Three Glycol Antifreeze Guidelines for Efficient Cooling System Operation

Posted on: 13 March 2017

Proper cooling is essential for numerous commercial operations, particularly in the food and beverage industry. This ensures that the food is stabilised, preventing spoilage and heat degradation. In addition, the cooling process will preserve the quality and taste of the beverages and food items. If you are thinking about investing in a cooling system, you should consider choosing and installing a glycol system.

This type of equipment is favourable because it uses a mixture of glycol and water in the chilling process. In simple terms, the glycol acts as antifreeze and limits the detriments of water such as corrosion, scale formation and microbial growth. Typically, glycol systems provide great cooling services. However, the exact quality will depend on your care practices, so use these guidelines for better performance and longevity.

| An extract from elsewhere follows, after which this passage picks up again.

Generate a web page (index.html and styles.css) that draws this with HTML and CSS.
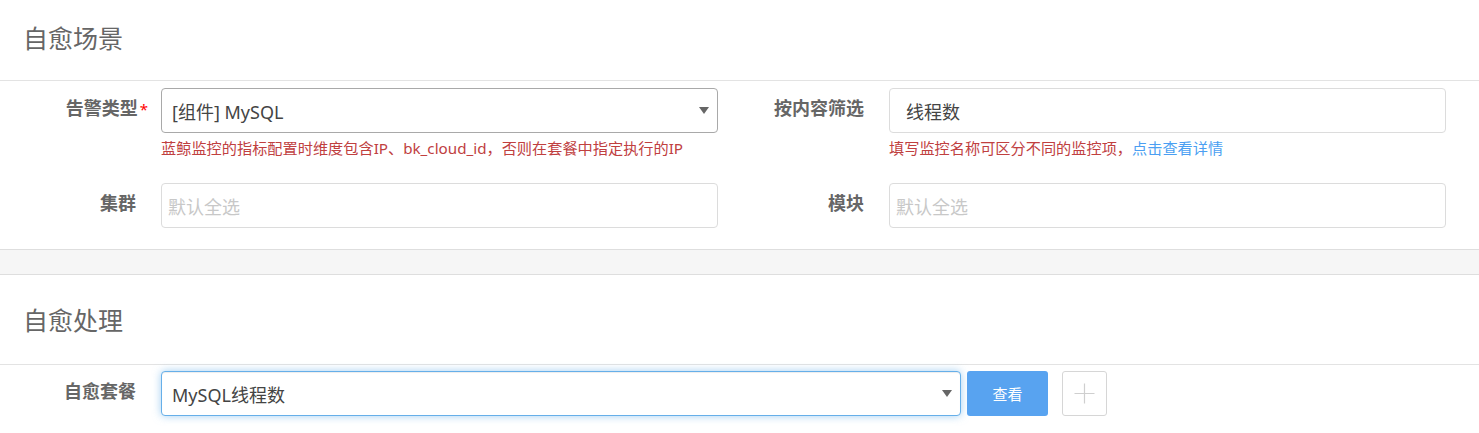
FILE: index.html
```html
<!DOCTYPE html>
<html lang="zh-CN">
<head>
<meta charset="utf-8">
<title>自愈</title>
<link rel="stylesheet" href="styles.css">
</head>
<body>
<section class="panel panel-scene">
  <h2 class="panel-title">自愈场景</h2>
  <div class="panel-body">
    <div class="form-grid">
      <label class="form-label">告警类型<span class="req">*</span></label>
      <div class="form-field">
        <div class="select select-dark">
          <span class="select-value">[组件] MySQL</span>
          <span class="caret"></span>
        </div>
        <p class="hint">蓝鲸监控的指标配置时维度包含IP、bk_cloud_id，否则在套餐中指定执行的IP</p>
      </div>
      <label class="form-label">按内容筛选</label>
      <div class="form-field">
        <div class="input"><span class="input-value">线程数</span></div>
        <p class="hint">填写监控名称可区分不同的监控项，<a class="link" href="#">点击查看详情</a></p>
      </div>

      <label class="form-label">集群</label>
      <div class="form-field">
        <div class="input"><span class="placeholder">默认全选</span></div>
      </div>
      <label class="form-label">模块</label>
      <div class="form-field">
        <div class="input"><span class="placeholder">默认全选</span></div>
      </div>
    </div>
  </div>
</section>
<div class="band"></div>
<section class="panel panel-handle">
  <h2 class="panel-title">自愈处理</h2>
  <div class="panel-body">
    <div class="action-row">
      <label class="form-label">自愈套餐</label>
      <div class="select select-focus">
        <span class="select-value">MySQL线程数</span>
        <span class="caret"></span>
      </div>
      <button class="btn-primary" type="button">查看</button>
      <button class="btn-plus" type="button" aria-label="添加">
        <svg width="21" height="21" viewBox="0 0 21 21"><path d="M10.5 0.5V20.5M0.5 10.5H20.5" stroke="#cfcfcf" stroke-width="1.2" fill="none"/></svg>
      </button>
    </div>
  </div>
</section>
</body>
</html>
```

FILE: styles.css
```css
* { box-sizing: border-box; }
html, body { margin: 0; padding: 0; background: #fff; }
body {
  font-family: "Noto Sans", "Noto Sans CJK SC", sans-serif;
  color: #444;
}
.panel-title {
  margin: 0;
  font-weight: normal;
  font-size: 25px;
  color: #666;
  padding-left: 23px;
  display: flex;
  align-items: center;
  border-bottom: 1px solid #e3e3e3;
}
.panel-scene .panel-title { height: 81px; padding-bottom: 6px; }
.panel-handle .panel-title { height: 90px; padding-bottom: 1px; }

.panel-scene .panel-body { height: 168px; padding-top: 7px; }
.form-grid {
  display: grid;
  grid-template-columns: 161px 557px 171px 557px;
  row-gap: 25px;
  align-items: start;
}
.form-label {
  font-weight: bold;
  font-size: 18px;
  line-height: 24px;
  color: #666;
  text-align: right;
  padding-right: 25px;
  padding-top: 8px;
  white-space: nowrap;
}
.req { color: #f00; font-weight: normal; font-size: 15px; margin-left: 2px; margin-right: -12px; }
.form-field { display: flex; flex-direction: column; }
.select, .input {
  height: 45px;
  border: 1px solid #dcdcdc;
  border-radius: 4px;
  display: flex;
  align-items: center;
  padding: 0 6px;
  font-size: 18px;
  background: #fff;
}
.select { justify-content: space-between; padding: 0 8px 0 10px; }
.select-dark { border-color: #a9a9a9; }
.select-value, .input-value { color: #444; }
.input-value { padding-left: 10px; }
.placeholder { color: #c8c8c8; }
.caret {
  width: 0; height: 0;
  border-left: 5.5px solid transparent;
  border-right: 5.5px solid transparent;
  border-top: 7px solid #666;
}
.hint {
  margin: 5px 0 0;
  font-size: 15.2px;
  line-height: 20px;
  color: #c0403f;
  white-space: nowrap;
}
.link { color: #4b9ff2; text-decoration: none; }

.band {
  height: 26px;
  background: #f6f6f6;
  border-top: 1px solid #dedede;
  border-bottom: 1px solid #dedede;
}
.panel-handle .panel-body { padding-top: 6px; height: 69px; }
.action-row { display: flex; align-items: flex-start; }
.action-row .form-label { width: 161px; }
.select-focus {
  width: 800px;
  border-color: #66afe9;
  box-shadow: inset 0 1px 1px rgba(0,0,0,.075), 0 0 8px rgba(102,175,233,.6);
}
.btn-primary {
  margin-left: 6px;
  width: 81px;
  height: 45px;
  border: none;
  border-radius: 3px;
  background: #58a3f0;
  color: #fff;
  font-family: inherit;
  font-size: 15px;
}
.btn-plus {
  margin-left: 14px;
  width: 45px;
  height: 45px;
  border: 1px solid #d6d6d6;
  border-radius: 3px;
  background: #fff;
  display: flex;
  align-items: center;
  justify-content: center;
  padding: 0;
}
```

Purchase the Right Antifreeze

There are two primary types of glycol antifreeze: ethylene and propylene glycol. The former is primarily used as the standard in industrial operations because it is relatively cheaper than the alternative. Unfortunately, it has moderate toxicity which is a limitation in some applications. If you are involved in the food industry or people in your business are likely to come in contact with the antifreeze, choose propylene glycol.

The propylene type is more expensive, but it has low toxicity. This means it is safer to handle and even to dispose. You should avoid mixing the two types of antifreeze in your cooling system because this can cause problems such as gelling and clogging of the filters. If you want to switch from one to the other, flush your cooling equipment and then, you can change over to the alternative.

Select a Suitable Water Source

The water is a critical factor in the operation of commercial chilling system. As mentioned, the glycol is normally mixed with water for the cooling process to be efficient. Unfortunately, numerous business owners choose the wrong source of water which promotes accelerated degradation of the equipment and energy inefficiencies. Ideally, you should use distilled water or water treated by reverse osmosis. This fluid is free of contaminants and has no additives. Do not use groundwater or municipal water because this often has additives which promote equipment corrosion.

Identify ideal Mix Percentages

You should check the manufacturer's recommendation on the right glycol to water ratio for your cooling system. Too much glycol will be expensive and even compromise the normal working of the machine while too little could result in freezing. If you are uncertain about the right choice, consult a glycol system maintenance technician.